§ **What you have to do**: Omit every picture, and retype the lines that run from the beginning of the data below through the line containing "false, VPN: false", inclusive.

§ **Raw data**:
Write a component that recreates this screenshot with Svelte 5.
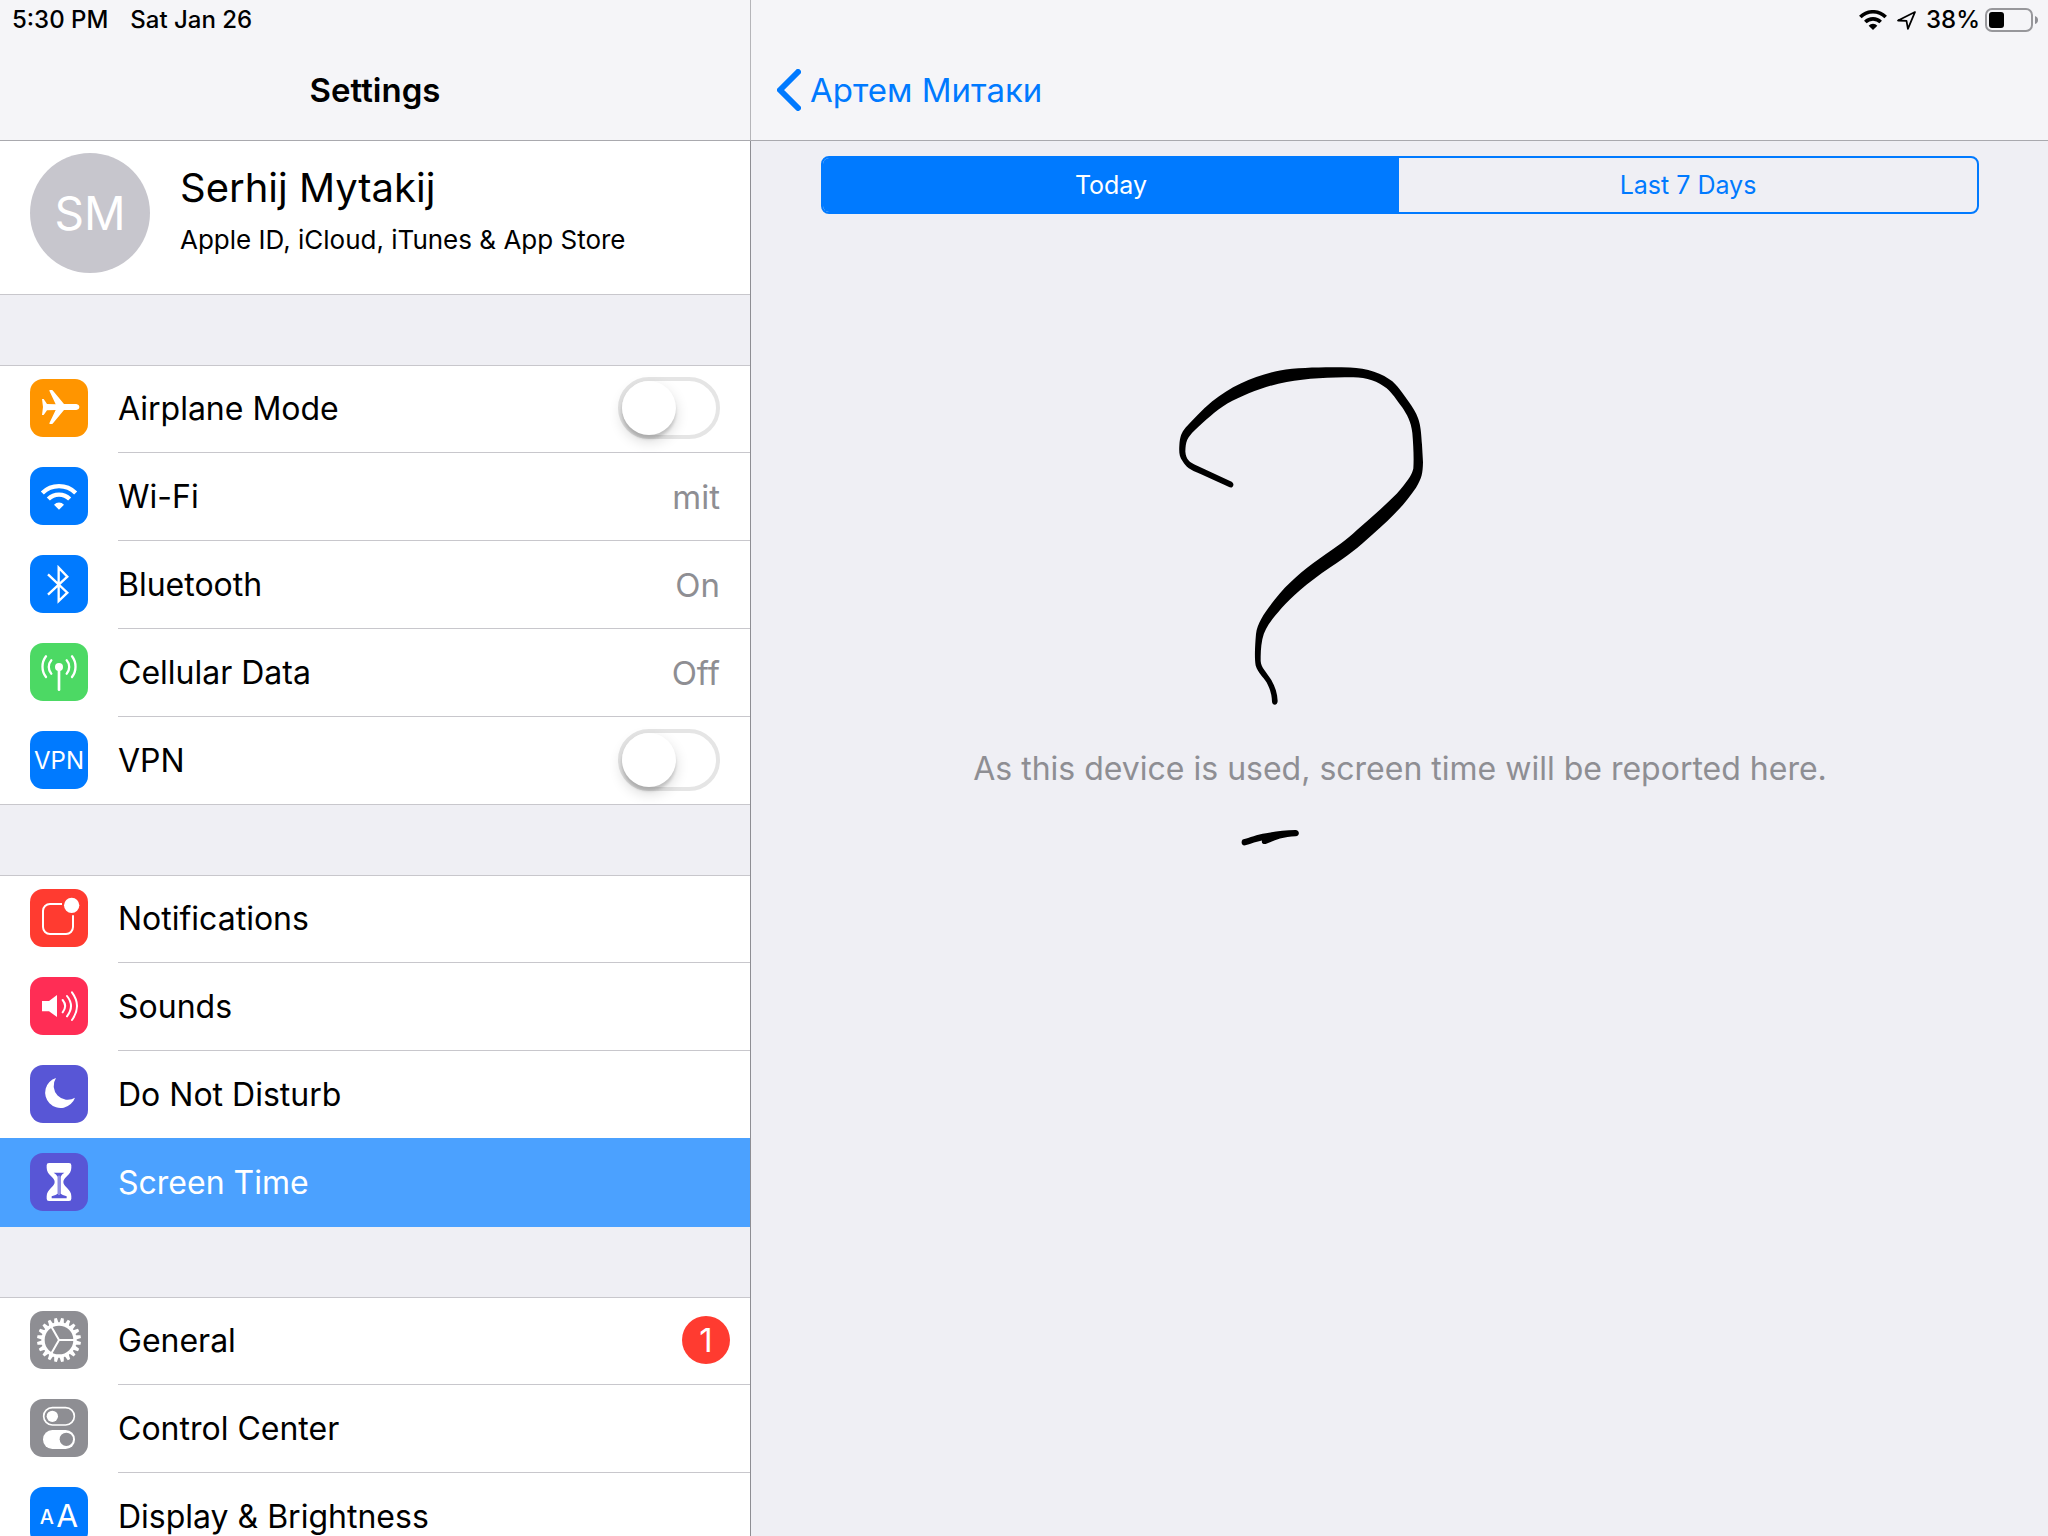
<script>
  const groups = [
    [
      { label: 'Airplane Mode', icon: 'airplane', color: 'orange', toggle: true },
      { label: 'Wi-Fi', icon: 'wifi', color: 'blue', value: 'mit' },
      { label: 'Bluetooth', icon: 'bluetooth', color: 'blue', value: 'On' },
      { label: 'Cellular Data', icon: 'cellular', color: 'green', value: 'Off' },
      { label: 'VPN', icon: 'vpn', color: 'blue', toggle: true }
    ],
    [
      { label: 'Notifications', icon: 'notifications', color: 'red' },
      { label: 'Sounds', icon: 'sounds', color: 'pink' },
      { label: 'Do Not Disturb', icon: 'moon', color: 'indigo' },
      { label: 'Screen Time', icon: 'hourglass', color: 'indigo' }
    ],
    [
      { label: 'General', icon: 'gear', color: 'gray', badge: 1 },
      { label: 'Control Center', icon: 'controls', color: 'gray' },
      { label: 'Display & Brightness', icon: 'display', color: 'blue' }
    ]
  ];

  let selected = $state('Screen Time');
  let range = $state('Today');
  let toggles = $state({ 'Airplane Mode': false, VPN: false });

  const teeth = Array.from({ length: 20 }, (_, i) => i * 18 + 9);
</script>

{#snippet glyph(name)}
  <svg class="glyph" viewBox="0 0 174 174" aria-hidden="true">
    {#if name === 'airplane'}
      <path fill="#fff" d="M36 60h5l10 15 26 1L58 35q0-2 2-2h6q2 0 3 2l33 40h37q9 2 9 9t-9 9h-37l-33 40q-1 2-3 2h-6q-2 0-2-2l19-40-26 1-10 14h-5l3-24z" />
    {:else if name === 'wifi'}
      <g fill="none" stroke="#fff" stroke-width="13">
        <path d="M37 78a71 71 0 0 1 100 0" />
        <path d="M55 96a45 45 0 0 1 64 0" />
      </g>
      <path fill="#fff" d="M87 128 72 113a21 21 0 0 1 30 0z" />
    {:else if name === 'bluetooth'}
      <path fill="none" stroke="#fff" stroke-width="7" d="M54 58l58 55-26 25V38l26 27-58 54" />
    {:else if name === 'cellular'}
      <g fill="none" stroke="#fff" stroke-width="7" stroke-linecap="round">
        <path stroke-width="8" d="M87 72v68" />
        <path d="M64 52a30 30 0 0 0 0 40M110 52a30 30 0 0 1 0 40" />
        <path d="M48 40a51 51 0 0 0 0 62M126 40a51 51 0 0 1 0 62" />
      </g>
      <circle cx="87" cy="72" r="12" fill="#fff" />
    {:else if name === 'vpn'}
      <text x="87" y="113" text-anchor="middle" font-size="72" fill="#fff">VPN</text>
    {:else if name === 'notifications'}
      <path fill="none" stroke="#fff" stroke-width="6" d="M96 45H60a21 21 0 0 0-21 21v48a21 21 0 0 0 21 21h48a21 21 0 0 0 21-21V79" />
      <circle cx="125" cy="49" r="23" fill="#fff" />
    {:else if name === 'sounds'}
      <path fill="#fff" d="M36 72h21l24-18v66l-24-17H36z" />
      <path fill="none" stroke="#fff" stroke-width="6" stroke-linecap="round" d="M98 69q15 18 0 37M111 57q24 30 0 61M126 46q30 41 0 83" />
    {:else if name === 'moon'}
      <path fill="#fff" d="M78 39A46 46 0 1 0 135 98A42 42 0 0 1 78 39z" />
    {:else if name === 'hourglass'}
      <path fill="#fff" d="M57 30h60q7 0 7 7v7c0 22-24 28-24 43s24 21 24 43v7q0 7-7 7H57q-7 0-7-7v-7c0-22 24-28 24-43S50 66 50 44v-7q0-7 7-7z" />
      <path fill="#5856d6" d="M71 59h32q-8 5-11 12v51q4 4 18 8v6H65v-6q14-4 18-8V71q-4-7-12-12z" />
      <path stroke="#fff" stroke-width="2" d="M87 68v58" />
    {:else if name === 'gear'}
      <circle cx="87" cy="87" r="48" fill="none" stroke="#fff" stroke-width="10" />
      {#each teeth as angle}
        <path fill="#fff" d="M80 38l3-17h8l3 17z" transform="rotate({angle} 87 87)" />
      {/each}
      <path fill="none" stroke="#fff" stroke-width="6" d="M87 87h48M87 87L63 45M87 87l-24 42" />
    {:else if name === 'controls'}
      <rect x="41" y="26" width="92" height="52" rx="26" fill="none" stroke="#fff" stroke-width="5" />
      <circle cx="67" cy="52" r="17" fill="#fff" />
      <rect x="39" y="93" width="96" height="57" rx="28" fill="#fff" />
      <circle cx="109" cy="121" r="20" fill="#8e8e93" />
    {:else if name === 'display'}
      <text x="29" y="110" font-size="60" font-weight="500" fill="#fff">A</text>
      <text x="79" y="119" font-size="95" fill="#fff">A</text>
    {/if}
  </svg>
{/snippet}

<div class="app">
  <aside class="sidebar">
    <header class="bar">
      <div class="status">
        <span>5:30 PM</span>
        <span>Sat Jan 26</span>
      </div>
      <div class="nav centered"><h1>Settings</h1></div>
    </header>

    <nav class="list">
      <button class="profile">
        <span class="avatar">SM</span>
        <span class="who">
          <span class="name">Serhij Mytakij</span>
          <span class="detail">Apple ID, iCloud, iTunes &amp; App Store</span>
        </span>
      </button>

      {#each groups as group}
        <div class="group">
          {#each group as item}
            {#if item.toggle}
              <label class="row">
                <span class="tile {item.color}">{@render glyph(item.icon)}</span>
                <span class="label">{item.label}</span>
                <input class="switch" type="checkbox" role="switch" bind:checked={toggles[item.label]} />
              </label>
            {:else}
              <button class="row" class:selected={selected === item.label} onclick={() => (selected = item.label)}>
                <span class="tile {item.color}">{@render glyph(item.icon)}</span>
                <span class="label">{item.label}</span>
                {#if item.value}<span class="value">{item.value}</span>{/if}
                {#if item.badge}<span class="badge">{item.badge}</span>{/if}
              </button>
            {/if}
          {/each}
        </div>
      {/each}
    </nav>
  </aside>

  <main class="pane">
    <header class="bar">
      <div class="status end">
        <svg class="status-wifi" viewBox="0 0 84 60" aria-label="Wi-Fi">
          <g fill="none" stroke="#000" stroke-width="11">
            <path d="M4 21a54 54 0 0 1 76 0" />
            <path d="M19 36a33 33 0 0 1 46 0" />
          </g>
          <path d="M42 60 29 47a18 18 0 0 1 26 0z" />
        </svg>
        <svg class="status-location" viewBox="0 0 54 54" aria-label="Location">
          <path fill="none" stroke="#000" stroke-width="5" stroke-linejoin="round" d="M51 3 3 27l24 1 4 23z" />
        </svg>
        <span class="percent">38%</span>
        <svg class="status-battery" viewBox="0 0 53 24" aria-label="Battery">
          <rect x="1" y="1" width="46" height="22" rx="6" fill="none" stroke="#97979b" stroke-width="2" />
          <rect x="4" y="4" width="15" height="16" rx="3" />
          <path fill="#8e8e93" d="M50 8q3 1 3 4t-3 4z" />
        </svg>
      </div>
      <div class="nav">
        <button class="back">
          <svg class="chevron" viewBox="0 0 24 42" aria-hidden="true">
            <path fill="none" stroke="#007aff" stroke-width="6" stroke-linecap="round" stroke-linejoin="round" d="M21 3 3 21l18 18" />
          </svg>
          Артем Митаки
        </button>
      </div>
    </header>

    <section class="content">
      <div class="segments">
        {#each ['Today', 'Last 7 Days'] as option}
          <button class="segment" class:active={range === option} aria-pressed={range === option} onclick={() => (range = option)}>{option}</button>
        {/each}
      </div>
      <p class="message">As this device is used, screen time will be reported here.</p>
      <svg class="ink" viewBox="0 0 960 1568" preserveAspectRatio="none" aria-hidden="true">
        <path d="M269 436L180 396C150 384 138 376 128 359C117 345 117 330 118 312C120 285 124 275 137 259C160 235 185 207 216 182C275 134 350 103 420 90C480 80 560 80 630 81C680 82 730 100 757 122C780 143 795 168 813 192C840 232 842 250 846 310L849 362C848 395 846 408 828 437C790 492 750 530 700 573C650 618 625 637 570 673C500 720 455 760 425 793C395 828 375 850 367 885C362 910 362 930 362 950C363 970 380 983 394 1006C406 1028 412 1045 413 1068C413 1082 397 1082 396 1070C395 1045 388 1028 380 1013C370 997 354 985 347 963C343 940 345 905 348 870C352 835 375 805 405 767C445 718 485 685 540 646C590 610 620 592 650 563C690 528 730 495 770 455C800 420 815 402 820 380C822 350 820 310 817 275C813 240 800 220 787 200C770 178 755 155 740 143C715 122 680 110 640 110C570 110 500 113 440 124C380 135 315 160 262 188C225 210 195 240 165 266C140 290 137 300 136 330C138 355 150 362 165 369L275 419C286 427 278 439 269 436Z" />
        <path d="M308 1478C330 1472 350 1463 378 1459C405 1454 435 1451 466 1450C480 1451 480 1467 467 1468C450 1469 435 1471 420 1475C405 1480 390 1486 377 1491C368 1492 364 1488 366 1481C350 1484 335 1490 316 1495C304 1497 302 1483 308 1478Z" />
      </svg>
    </section>
  </main>
</div>

<style>
  :global(body) {
    margin: 0;
    background: #efeff4;
  }

  .app {
    display: grid;
    grid-template-columns: 751px 1fr;
    height: 100vh;
    overflow: hidden;
    background: #efeff4;
    color: #000;
    font-family: Inter, 'Liberation Sans', sans-serif;
    font-size: 33px;
    line-height: 40px;
  }

  button {
    margin: 0;
    padding: 0;
    border: 0;
    background: none;
    color: inherit;
    font: inherit;
    text-align: left;
    cursor: pointer;
  }

  .sidebar,
  .pane {
    display: flex;
    flex-direction: column;
    min-width: 0;
    min-height: 0;
  }

  .bar {
    flex: none;
    border-bottom: 1px solid #a9a9ae;
    background: #f5f5f8;
  }

  .sidebar .bar {
    border-right: 1px solid #b5b5b9;
  }

  .status {
    display: flex;
    align-items: center;
    gap: 22px;
    height: 40px;
    padding: 0 12px;
    font-size: 24px;
    font-weight: 500;
  }

  .status.end {
    justify-content: flex-end;
    gap: 0;
    padding: 0 10px;
  }

  .status-wifi {
    width: 28px;
    height: 20px;
    margin-right: 10px;
  }

  .status-location {
    width: 19px;
    height: 19px;
    margin-right: 10px;
  }

  .percent {
    margin-right: 5px;
  }

  .status-battery {
    width: 53px;
    height: 24px;
  }

  .nav {
    display: flex;
    align-items: center;
    height: 100px;
    padding: 0 26px;
  }

  .centered {
    justify-content: center;
  }

  h1 {
    margin: 0;
    font-size: 33px;
    font-weight: 600;
  }

  .back {
    display: flex;
    align-items: center;
    gap: 9px;
    color: #007aff;
  }

  .chevron {
    width: 24px;
    height: 42px;
  }

  .list {
    display: flex;
    flex: 1;
    flex-direction: column;
    gap: 70px;
    min-height: 0;
    overflow-y: auto;
    scrollbar-width: none;
    border-right: 1px solid #8e8e93;
  }

  .profile {
    display: flex;
    flex: none;
    gap: 30px;
    padding: 12px 30px 21px;
    border-bottom: 1px solid #c8c7cc;
    background: #fff;
  }

  .avatar {
    display: grid;
    place-items: center;
    width: 120px;
    height: 120px;
    border-radius: 50%;
    background: #c7c6cd;
    color: #fff;
    font-size: 46px;
  }

  .who {
    display: flex;
    flex-direction: column;
    gap: 8px;
    padding-top: 9px;
  }

  .name {
    font-size: 40px;
    line-height: 52px;
  }

  .detail {
    font-size: 26px;
    line-height: 36px;
  }

  .group {
    flex: none;
    background: #fff;
  }

  .row {
    display: flex;
    align-items: center;
    gap: 30px;
    box-sizing: border-box;
    width: 100%;
    height: 88px;
    padding: 0 30px 2px;
    background: linear-gradient(#c8c7cc, #c8c7cc) 118px 100% / 100% 1px no-repeat;
  }

  .row:first-child {
    box-shadow: inset 0 1px 0 #c8c7cc;
  }

  .row:last-child {
    background-position: 0 100%;
  }

  .row:has(+ .selected) {
    background: linear-gradient(#4ba1ff, #4ba1ff) 0 100% / 100% 1px no-repeat;
  }

  .row.selected {
    background: #4ba1ff;
    color: #fff;
  }

  .tile {
    flex: none;
    width: 58px;
    height: 58px;
    overflow: hidden;
    border-radius: 13px;
  }

  .glyph {
    display: block;
    width: 100%;
    height: 100%;
  }

  .orange { background: #ff9500; }
  .blue { background: #007aff; }
  .green { background: #4cd964; }
  .red { background: #ff3b30; }
  .pink { background: #ff2d55; }
  .indigo { background: #5856d6; }
  .gray { background: #8e8e93; }

  .label,
  .value {
    padding-top: 2px;
    line-height: 42px;
  }

  .label {
    flex: 1;
    font-size: 32px;
  }

  .value {
    color: #8e8e93;
  }

  .badge {
    width: 48px;
    height: 48px;
    margin-right: -10px;
    border-radius: 24px;
    background: #ff3b30;
    color: #fff;
    line-height: 48px;
    text-align: center;
  }

  .switch {
    flex: none;
    appearance: none;
    box-sizing: border-box;
    width: 102px;
    height: 62px;
    margin: 0;
    border: 4px solid #e5e5e5;
    border-radius: 31px;
    background: #fff;
  }

  .switch::before {
    display: block;
    width: 54px;
    height: 54px;
    border-radius: 50%;
    background: #fff;
    box-shadow: 0 6px 14px rgba(0, 0, 0, 0.16), 0 4px 3px rgba(0, 0, 0, 0.14);
    content: '';
  }

  .switch:checked {
    border-color: #4cd964;
    background: #4cd964;
  }

  .switch:checked::before {
    margin-left: auto;
  }

  .content {
    position: relative;
    display: flex;
    flex: 1;
    flex-direction: column;
    padding: 15px 69px 212px 70px;
  }

  .segments {
    display: grid;
    grid-template-columns: calc(50% - 1px) 1fr;
    box-sizing: border-box;
    height: 58px;
    overflow: hidden;
    border: 2px solid #007aff;
    border-radius: 8px;
  }

  .segment {
    color: #007aff;
    font-size: 25px;
    text-align: center;
  }

  .segment.active {
    background: #007aff;
    color: #fff;
  }

  .message {
    display: grid;
    flex: 1;
    place-items: center;
    margin: 0;
    color: #8e8e93;
    font-size: 32px;
    text-align: center;
  }

  .ink {
    position: absolute;
    top: 199px;
    left: 389px;
    width: 320px;
    height: 530px;
    pointer-events: none;
  }
</style>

§ **Output of the exercise**:
Write a component that recreates this screenshot with Svelte 5.
<script>
  const groups = [
    [
      { label: 'Airplane Mode', icon: 'airplane', color: 'orange', toggle: true },
      { label: 'Wi-Fi', icon: 'wifi', color: 'blue', value: 'mit' },
      { label: 'Bluetooth', icon: 'bluetooth', color: 'blue', value: 'On' },
      { label: 'Cellular Data', icon: 'cellular', color: 'green', value: 'Off' },
      { label: 'VPN', icon: 'vpn', color: 'blue', toggle: true }
    ],
    [
      { label: 'Notifications', icon: 'notifications', color: 'red' },
      { label: 'Sounds', icon: 'sounds', color: 'pink' },
      { label: 'Do Not Disturb', icon: 'moon', color: 'indigo' },
      { label: 'Screen Time', icon: 'hourglass', color: 'indigo' }
    ],
    [
      { label: 'General', icon: 'gear', color: 'gray', badge: 1 },
      { label: 'Control Center', icon: 'controls', color: 'gray' },
      { label: 'Display & Brightness', icon: 'display', color: 'blue' }
    ]
  ];

  let selected = $state('Screen Time');
  let range = $state('Today');
  let toggles = $state({ 'Airplane Mode': false, VPN: false });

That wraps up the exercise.